You can see redevelopment already busy taking place in the stereoviews; this was part of a slum clearance programme of the 1960s, in the hope of improving the lives of working class families, whilst also modernising Manchester.
- 8. Victoria Arches, Air-Raid Shelters, Feb. 1968.
‘War-time notice in the shelters under the Cathedral flags.’
‘Arches under the pavement outside the Cathedral used as Air-road shelters.’
‘Part of the Sand-stone wall, underground arches.’
These are apparently now bricked up and inaccessible, with the staircase being removed in the latter part of the 20th Century, but you can read about them being photographed in 2009 by our friend Andrew Brooks, with more images on Andrew’s website.
- 9. New One-Man Buses, Feb. 1968.
‘The first two of the new one-man buses. On view to the public.’
These are Mancunian Double Decker Buses, designed by the Manchester Corporation Transport Department. If buses are your passion, the SELNEC Preservation Society website gives the following information: “1001, the first Mancunian, and 1024 the second one to be licensed, went on display together on Saturday, 24th. February 1968, in Manchester, and subsequently entered service.” Please click on the above link for more info.
Thanks to an email and Twitter conversations with SELNEC and MoTGM, the first bus, 1001, can be found today at the Museum of Transport, Greater Manchester. Their website describes it as ‘1001 – HVM 901F – Leyland Atlantean PDR1/1 – Double deck bus, from 1968’. Paul Wilkinson from the Museum sent the following Flickr images:
With more images on Flickr found here.
- 10. Cleaning the Piccadilly Statues, Feb. 1968.
‘Cleaning Queen Victoria, Piccadilly.’
‘Students cleaning the statues on Piccadilly.’
The second stereoview shows the statue of James Watt, a Scottish inventor, who brought about improvements to the steam engine. His work was seen as vital to Manchester as an emerging industrial area.
- 11. Remains of the Blitzed Victoria Hotel, Deansgate, Manchester, May 1968.
‘Uncovering the kellars of the Blitzed Victoria Hotel.’
‘Cellars of the Blitzed Victoria Hotel, Deansgate.’
‘Shambles, Victoria Street.’
‘Excavations – Victoria Street.’
The Victoria Buildings were destroyed by German bombs on the evening of December 22nd 1940. You can read more on Manchester History. Net. I love to see the old 1960s shops in the background.

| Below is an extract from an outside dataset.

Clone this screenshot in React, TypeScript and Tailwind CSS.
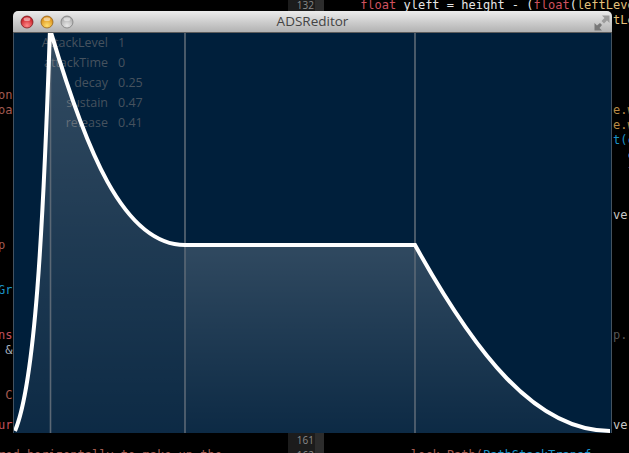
import React from "react";

const ui = "font-['Open_Sans',sans-serif]";
const LINES = 31;

type Line = { k: number; node: React.ReactNode };

const leftCode: Line[] = [
  { k: 6, node: <span className="text-[#a35a50]">on</span> },
  { k: 7, node: <span className="text-[#a35a50]">oa</span> },
  { k: 16, node: <span className="text-[#a35a50]">p</span> },
  { k: 19, node: <span className="text-[#1b93c8]">Gr</span> },
  { k: 22, node: <span className="text-[#c0505c]">ns</span> },
  { k: 23, node: <span className="text-[#a8b4c0]"> &amp;</span> },
  { k: 26, node: <span className="text-[#a35a50]"> C</span> },
  { k: 28, node: <span className="text-[#c0505c]">ur</span> },
  { k: 30, node: <span className="text-[#a35a50]">red horizontally to make up the</span> },
];

const pad = " ".repeat(40);
const rightCode: Line[] = [
  {
    k: 0,
    node: (
      <span className="text-[#e6e6e6]">
        {"     "}
        <span className="text-[#d0525f]">float</span> yleft = height - (<span className="text-[#d0525f]">float</span>(
        <span className="text-[#e5c07b]">leftLeve</span>
      </span>
    ),
  },
  { k: 1, node: <span className="text-[#e5c07b]">{pad}tLe</span> },
  { k: 7, node: <span className="text-[#b98a45]">{pad}e.w</span> },
  { k: 8, node: <span className="text-[#b98a45]">{pad}e.w</span> },
  { k: 9, node: <span className="text-[#1b93c8]">{pad}t(c</span> },
  { k: 10, node: <span className="text-[#d0d0d0]">{pad}  c</span> },
  { k: 11, node: <span className="text-[#d0525f]">{pad}  f</span> },
  { k: 14, node: <span className="text-[#c8c8c8]">{pad}ve,</span> },
  { k: 22, node: <span className="text-[#555555]">{pad}p.</span> },
  { k: 28, node: <span className="text-[#c8c8c8]">{pad}ve,</span> },
  {
    k: 30,
    node: (
      <span className="text-[#a35a50]">
        {" ".repeat(12)}lock Path(<span className="text-[#1b93c8]">PathStackTransf</span>
      </span>
    ),
  },
];

function CodePane({ lines, className }: { lines: Line[]; className: string }) {
  return (
    <div className={`flex flex-col overflow-hidden font-['DejaVu_Sans_Mono',monospace] text-[12px] leading-[15px] whitespace-pre ${className}`}>
      {Array.from({ length: LINES }, (_, i) => (
        <div key={i} className="h-[15px] shrink-0">
          {lines.find((l) => l.k === i)?.node}
        </div>
      ))}
    </div>
  );
}

function Light({ from, to, edge }: { from: string; to: string; edge: string }) {
  return (
    <svg width="14" height="14" viewBox="0 0 14 14" className="block">
      <defs>
        <radialGradient id={`l${edge}`} cx="50%" cy="80%" r="70%">
          <stop offset="0%" stopColor={to} />
          <stop offset="100%" stopColor={from} />
        </radialGradient>
      </defs>
      <circle cx="7" cy="7" r="6" fill={`url(#l${edge})`} stroke={edge} strokeWidth="0.8" />
      <ellipse cx="7" cy="4.2" rx="3.4" ry="1.9" fill="#ffffff" opacity="0.5" />
    </svg>
  );
}

const params: [string, string][] = [
  ["AttackLevel", "1"],
  ["attackTime", "0"],
  ["decay", "0.25"],
  ["sustain", "0.47"],
  ["release", "0.41"],
];

const CURVE =
  "M2 398 C 22 350, 30 200, 37 -4 C 72 115, 110 212, 172 212 L 402 212 C 462 320, 522 398, 597 398";

export default function App() {
  return (
    <div className="relative w-[629px] h-[453px] bg-black overflow-hidden">
      {/* code editor behind the window */}
      <div className="flex h-full">
        <CodePane lines={leftCode} className="w-[288px] shrink-0 -mt-[2px] -ml-[2px]" />
        <div className="w-[36px] ml-[2px] shrink-0 flex overflow-hidden">
          <div className={`w-[27px] bg-[#1c1c1c] flex flex-col items-end pr-[1px] ${ui} text-[10px] leading-[15px] text-[#8a8a8a]`}>
            <div className="-mt-[2px] flex flex-col">
              {Array.from({ length: LINES }, (_, i) => (
                <span key={i} className="h-[15px] shrink-0">
                  {132 + i}
                </span>
              ))}
            </div>
          </div>
          <div className="w-[9px] bg-[#2c2c2c]" />
        </div>
        <CodePane lines={rightCode} className="flex-1 -mt-[2px]" />
      </div>

      {/* window */}
      <div className="absolute left-[13px] top-[11px] w-[599px] h-[422px] flex flex-col">
        <div className="h-[22px] shrink-0 rounded-t-[5px] bg-gradient-to-b from-[#ececec] to-[#b2b2b2] border-b border-[#5c5c5c] grid grid-cols-[1fr_auto_1fr] items-center px-[2px]">
          <div className="flex gap-[6px] ml-[5px]">
            <Light from="#c4141c" to="#ff8a8a" edge="#7c1a1e" />
            <Light from="#d98a10" to="#ffdf70" edge="#94651a" />
            <Light from="#a8a8a8" to="#e8e8e8" edge="#7e7e7e" />
          </div>
          <span className={`${ui} text-[13.5px] leading-none text-[#444444]`}>ADSReditor</span>
          <svg width="16" height="16" viewBox="0 0 16 16" className="justify-self-end mt-[2px]">
            <path d="M15.5 0.5 L8 0.5 L10.5 3 L7.5 6 L10 8.5 L13 5.5 L15.5 8 Z" fill="#9c9c9c" />
            <path d="M0.5 15.5 L8 15.5 L5.5 13 L8 10 L6 8 L3 10.5 L0.5 8 Z" fill="#787878" />
          </svg>
        </div>

        <div className="relative flex-1 bg-[#001f3b] border-x border-[#44525f]">
          <div className={`grid grid-cols-[auto_auto] justify-start gap-x-[10px] pl-[20px] ${ui} text-[12.5px] leading-[20px] text-[#46525e]`}>
            {params.map(([k, v]) => (
              <React.Fragment key={k}>
                <span className="text-right w-[74px]">{k}</span>
                <span>{v}</span>
              </React.Fragment>
            ))}
          </div>

          <svg width="597" height="400" viewBox="1 0 597 400" className="absolute left-0 top-0 block">
            <defs>
              <linearGradient id="g1" gradientUnits="userSpaceOnUse" x1="0" y1="0" x2="0" y2="400">
                <stop offset="0%" stopColor="#ffffff" stopOpacity="0.2" />
                <stop offset="100%" stopColor="#ffffff" stopOpacity="0.05" />
              </linearGradient>
              <linearGradient id="g2" gradientUnits="userSpaceOnUse" x1="0" y1="212" x2="0" y2="400">
                <stop offset="0%" stopColor="#ffffff" stopOpacity="0.19" />
                <stop offset="100%" stopColor="#ffffff" stopOpacity="0.05" />
              </linearGradient>
            </defs>
            <path d="M2 398 C 22 350, 30 200, 37 -4 L 37 400 L 2 400 Z" fill="url(#g1)" />
            <path d="M37 -4 C 72 115, 110 212, 172 212 L 172 400 L 37 400 Z" fill="url(#g1)" />
            <rect x="172" y="212" width="230" height="188" fill="url(#g2)" />
            <path d="M402 212 C 462 320, 522 398, 597 398 L 597 400 L 402 400 Z" fill="url(#g2)" />
            <path d="M37.5 0V400M172 0V400M402 0V400" stroke="#5b6875" strokeWidth="1.6" fill="none" />
            <path d={CURVE} stroke="#ffffff" strokeWidth="4" fill="none" />
          </svg>
        </div>
      </div>
    </div>
  );
}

- 12. Gateway House, Piccadilly Station, Manchester, May 1968.
Despite these photos being taking in 1968, the building wasn’t apparently opened until 1969.
- 13. ‘The Last Shot’ Boer War Memorial, St. Anne’s Square, Manchester, June 1968.
Created by sculptor Hamo Thornycroft and erected in 1908.
- 14. The Trade Union Congress Centenary Parade, Manchester, 1968.
‘Beginning of the T.U.C. Parade – Manchester’.
This parade took place on the 1st June 1968 in London and Manchester – the site of the first Congress. British Pathé have a film of the event, available here.
- 15. The Wilton Arms, Manchester Road, Denton.
For some reason, the photographer also made sepia copies of these images, maybe it’s because they knew it was about to be demolished. You can read more about the pub here.
There are lots of untitled stereoviews, and when I have more time, I’ll try and research them some more to identify them. Better than that, I’d really like to sit down with someone from the area and go through them to see if they can recognise the locations. Please get in touch if you wouldn’t mind me bugging you with questions!
I’ll finish by sharing my favourite untitled image, a simple but beautiful composition in 3-D:
I promised to write about these photographs back in June as I really love the care that’s gone into making them, and the affection for the area. Unlike most politicians, I kept my word, and I hope to unearth a few more gems of the history of Manchester within this set.